Tadej Pogacar lächelte: „Ich bin super, super happy“, sagte er nach seiner taktischen und kämpferischen Meisterleistung in den Pyrenäen. Der Slowene im Gelben Trikot der Tour de France hat die jüngste Herausforderung seines Rivalen Jonas Vingegaard auf beeindruckende Weise gekontert.
Manche Buchmacher hatten sich nach Vingegaards überraschendem Tagessieg am Mittwoch im Zentralmassiv, keine 100 Tage nach seinem verheerenden Sturz, bereits auf ihn als neuen Favoriten auf den Toursieg geeinigt; doch Pogacar wollte sich das bei der ersten Bergankunft der diesjährigen Frankreich-Rundfahrt nicht bieten lassen. Er sicherte sich den Etappensieg und nahm dem Titelverteidiger 39 Sekunden ab. „Wir haben eine tolle Energie im Team. Ich bin sehr zufrieden und werde versuchen, diese Position zu halten“, verkündete er im Anschluss an das 14. Teilstück.
Pogacar setzt am letzten Anstieg eine explosive Attacke – auch dank seines Edelhelfers
Der Führende vom UAE Team Emirates liegt nach diesem Duell der Favoriten auf der Fahrt hinauf zum Pla d’Adet nun 1:57 Minuten vor seinem dänischen Kontrahenten vom Team Visma-Lease a bike. Remco Evenepoel (Belgien/Soudal Quick-Step) verlor beim Ausscheidungsrennen mit drei Anstiegen, darunter der legendäre Col du Tourmalet, 1:10 Minuten.
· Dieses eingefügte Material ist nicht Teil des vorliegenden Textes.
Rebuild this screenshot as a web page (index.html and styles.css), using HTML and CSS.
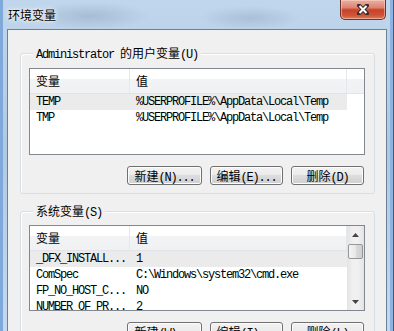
FILE: index.html
```html
<!DOCTYPE html>
<html lang="zh">
<head>
  <meta charset="UTF-8">
  <title>环境变量</title>
  <link rel="stylesheet" href="styles.css">
</head>
<body>
  <div class="window">
    <div class="titlebar">
      <span class="title">环境变量</span>
      <div class="close">
        <svg width="12" height="11" viewBox="0 0 12 11">
          <path d="M2 1.5 L10 9.5 M10 1.5 L2 9.5" stroke="#3b2a2a" stroke-width="4" stroke-linecap="square"/>
          <path d="M2.5 2 L9.5 9 M9.5 2 L2.5 9" stroke="#fff" stroke-width="2"/>
        </svg>
      </div>
    </div>

    <div class="client">
      <!-- user variables -->
      <fieldset class="group">
        <legend>Administrator <span class="zh">的用户变量</span>(U)</legend>
        <div class="list">
          <div class="grid">
            <div class="head">
              <div class="c1 zh">变量</div>
              <div class="c2 zh">值</div>
              <div class="rest"></div>
            </div>
            <div class="row sel">
              <div class="c1">TEMP</div>
              <div class="c2">%USERPROFILE%\AppData\Local\Temp</div>
            </div>
            <div class="row">
              <div class="c1">TMP</div>
              <div class="c2">%USERPROFILE%\AppData\Local\Temp</div>
            </div>
          </div>
        </div>
        <div class="buttons">
          <button class="btn wide"><span class="zh">新建</span>(N)...</button>
          <button class="btn"><span class="zh">编辑</span>(E)...</button>
          <button class="btn"><span class="zh">删除</span>(D)</button>
        </div>
      </fieldset>

      <!-- system variables -->
      <fieldset class="group">
        <legend><span class="zh">系统变量</span>(S)</legend>
        <div class="list">
          <div class="grid">
            <div class="head">
              <div class="c1 zh">变量</div>
              <div class="c2 zh">值</div>
            </div>
            <div class="row sel">
              <div class="c1">_DFX_INSTALL...</div>
              <div class="c2">1</div>
            </div>
            <div class="row">
              <div class="c1">ComSpec</div>
              <div class="c2">C:\Windows\system32\cmd.exe</div>
            </div>
            <div class="row">
              <div class="c1">FP_NO_HOST_C...</div>
              <div class="c2">NO</div>
            </div>
            <div class="row">
              <div class="c1">NUMBER_OF_PR...</div>
              <div class="c2">2</div>
            </div>
          </div>
          <div class="scroll">
            <div class="arrow">
              <svg width="7" height="4" viewBox="0 0 7 4"><path d="M0 4 L3.5 0 L7 4 Z" fill="#444"/></svg>
            </div>
            <div class="thumb"></div>
            <div class="track"></div>
            <div class="arrow">
              <svg width="7" height="4" viewBox="0 0 7 4"><path d="M0 0 L3.5 4 L7 0 Z" fill="#444"/></svg>
            </div>
          </div>
        </div>
        <div class="buttons">
          <button class="btn wide"><span class="zh">新建</span>(W)...</button>
          <button class="btn"><span class="zh">编辑</span>(I)...</button>
          <button class="btn"><span class="zh">删除</span>(L)</button>
        </div>
      </fieldset>
    </div>
  </div>
</body>
</html>
```

FILE: styles.css
```css
* {
    box-sizing: border-box;
}

body {
    margin: 0;
    background: #fff;
}

.window {
    width: 394px;
    height: 331px;
    overflow: hidden;
    display: flex;
    flex-direction: column;
    padding: 0 7px;
    background:
        radial-gradient(ellipse 60px 14px at 90px 16px, rgba(120, 145, 172, 0.35), transparent),
        radial-gradient(ellipse 50px 12px at 250px 18px, rgba(120, 145, 172, 0.3), transparent),
        linear-gradient(to bottom, #c0d6ec 0%, #b0c9e3 45%, #c4d9ef 100%);
    box-shadow: inset 3px 0 #7fa9da, inset -1px 0 #4a5a6c, inset -4px 0 #8db4e0;
    font-family: "Liberation Mono", "Noto Sans CJK SC", monospace;
    font-size: 12px;
    letter-spacing: -1.2px;
    color: #000;
}

.zh {
    font-family: "Noto Sans CJK SC", sans-serif;
    font-size: 12px;
    letter-spacing: 0;
}

/* title bar */
.titlebar {
    height: 29px;
    flex: none;
    display: flex;
    align-items: flex-start;
}

.title {
    font-family: "Noto Sans CJK SC", sans-serif;
    font-size: 12px;
    letter-spacing: 0;
    line-height: 12px;
    margin: 9px 0 0 1px;
    text-shadow: 0 0 6px #fff, 0 0 3px #fff;
}

.close {
    margin-left: auto;
    margin-right: 1px;
    width: 46px;
    height: 20px;
    display: flex;
    align-items: center;
    justify-content: center;
    border: 1px solid #6a342a;
    border-top: none;
    border-radius: 0 0 5px 5px;
    background: linear-gradient(to bottom, #eab0a2 0%, #dc8470 40%, #c8422a 52%, #cf5336 80%, #dc7a5c 100%);
    box-shadow: inset 0 0 0 1px rgba(255, 220, 210, 0.5);
}

/* client area */
.client {
    flex: none;
    background: #f0f0f0;
    border: 1px solid #6b7f96;
    padding: 17px 11px 0 12px;
}

.group {
    margin: 0;
    padding: 0 9px 8px 8px;
    min-width: 0;
    border: 1px solid #d5dfe5;
    border-radius: 3px;
    box-shadow: inset 1px 1px #fff;
}

.group + .group {
    margin-top: 11px;
}

.group legend {
    margin-left: 4px;
    padding: 0 3px;
    height: 12px;
    line-height: 12px;
    background: #f0f0f0;
}

.group legend .zh {
    line-height: 12px;
}

/* list views */
.list {
    margin-top: 9px;
    height: 87px;
    border: 1px solid #828790;
    background: #fff;
    display: flex;
    overflow: hidden;
}

.group + .group .list {
    margin-top: 8px;
    height: 86px;
}

.grid {
    flex: 1;
    display: flex;
    flex-direction: column;
}

.head {
    display: flex;
    height: 25px;
    flex: none;
    border-bottom: 1px solid #e2e3e6;
    background: linear-gradient(to bottom, #fff 42%, #f2f3f5 42%, #f0f1f3 100%);
}

.head div {
    line-height: 24px;
    border-right: 1px solid #e3e8ee;
}

.head .rest {
    flex: 1;
    border-right: none;
}

.c1 {
    width: 100px;
    flex: none;
    padding-left: 6px;
}

.c2 {
    width: 217px;
    flex: none;
    padding-left: 6px;
}

.row {
    display: flex;
    height: 16px;
    line-height: 16px;
    white-space: nowrap;
}

.row div {
    overflow: hidden;
}

.row.sel .c1,
.row.sel .c2 {
    background: #ebebeb;
}

/* scroll bar */
.scroll {
    width: 17px;
    flex: none;
    display: flex;
    flex-direction: column;
    background: linear-gradient(to right, #e4e4e4, #f0f0f0 35%, #f0f0f0 65%, #e4e4e4);
}

.arrow {
    height: 17px;
    flex: none;
    display: flex;
    align-items: center;
    justify-content: center;
}

.thumb {
    height: 15px;
    flex: none;
    margin: 1px 1px 0;
    border: 1px solid #979797;
    border-radius: 2px;
    background: linear-gradient(to right, #f4f4f4, #e8e8e8 50%, #dadada 51%, #d0d0d0);
}

.track {
    flex: 1;
}

/* buttons */
.buttons {
    display: flex;
    justify-content: flex-end;
    gap: 8px;
    margin: 11px 1px 0 0;
}

.btn {
    width: 73px;
    height: 19px;
    padding: 0;
    border: 1px solid #707070;
    border-radius: 3px;
    background: linear-gradient(to bottom, #f2f2f2 0%, #ebebeb 50%, #dddddd 50%, #cfcfcf 100%);
    box-shadow: inset 0 0 0 1px #fcfcfc;
    font: inherit;
    letter-spacing: inherit;
    color: #000;
    line-height: 17px;
    text-align: center;
}

.btn .zh {
    line-height: 17px;
}

.btn.wide {
    width: 75px;
}
```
Mit nun 2:22 Minuten Rückstand musste er seinen zweiten Platz in der Gesamtwertung an Vingegaard abtreten.
Pogacar hatte sieben Kilometer vor dem Ende seinen Edelhelfer Adam Yates in die Offensive geschickt, zweieinhalb Kilometer später setzte er dann selbst eine explosive Attacke. Wie so oft brachte er schnell einige Meter zwischen sich und seine Kontrahenten und ließ sich von Yates noch kurze Zeit lang den Anstieg hochziehen. „Das war Instinkt. Adam konnte mich dann ziehen, das war perfekt“, sagte Pogacar, die Teamtaktik am letzten Anstieg habe „fantastisch funktioniert. Anders als beim Duell im Zentralmassiv, als er nach Rückstand zurückkam und siegte, hatte Vingegaard dem nichts entgegenzusetzen.
Daher überwog im Team des Rivalen im Anschluss die Ernüchterung. „Wir wussten zu 100 Prozent, dass Pogacar angreifen wird, und haben gehofft, dass Jonas reagieren kann, aber da war heute jemand stärker und besser als er“, sagte Grischa Niermann, sportlicher Leiter bei Visma-Lease anerkennend: „Das muss man akzeptieren, die Verhältnisse sind gerade so.“
Das Corona-Virus grassiert im Fahrerfeld
Bereits auf dem Heimweg befand sich zu diesem Zeitpunkt der Brite Thomas Pidcock (Ineos Grenadiers). Der Mountainbike-Olympiasieger war einen Tag nach der Aufgabe von Pogacar-Helfer Juan Ayuso der nächste prominente Corona-Positive der Tour, er war zur Etappe nicht angetreten. Das Virus grassiert im Fahrerfeld, zahlreiche Teams haben reagiert und lassen ihre Fahrer vor und nach den Rennen Masken tragen.
Auch weil am Samstag wieder einige Fahrer entkräftet die Tour aufgaben, wächst die Sorge, dass sich die Corona-Problematik in der dritten Woche der Rundfahrt auch auf den Kampf ums Gelbe Trikot auswirken könnte. Dieser wird sich am Sonntag auf der 15. Etappe mit ihren 5000 Höhenmetern zuspitzen: fast 200 Kilometer, vier Anstiege der 1. Kategorie und schließlich das knüppelharte Finale auf dem berühmten Plateau de Beille stehen an. Ein weiteres Fest für Radsportfans und die Bergspezialisten im Peloton - für den großen Rest der Fahrer wohl eher ein Albtraum.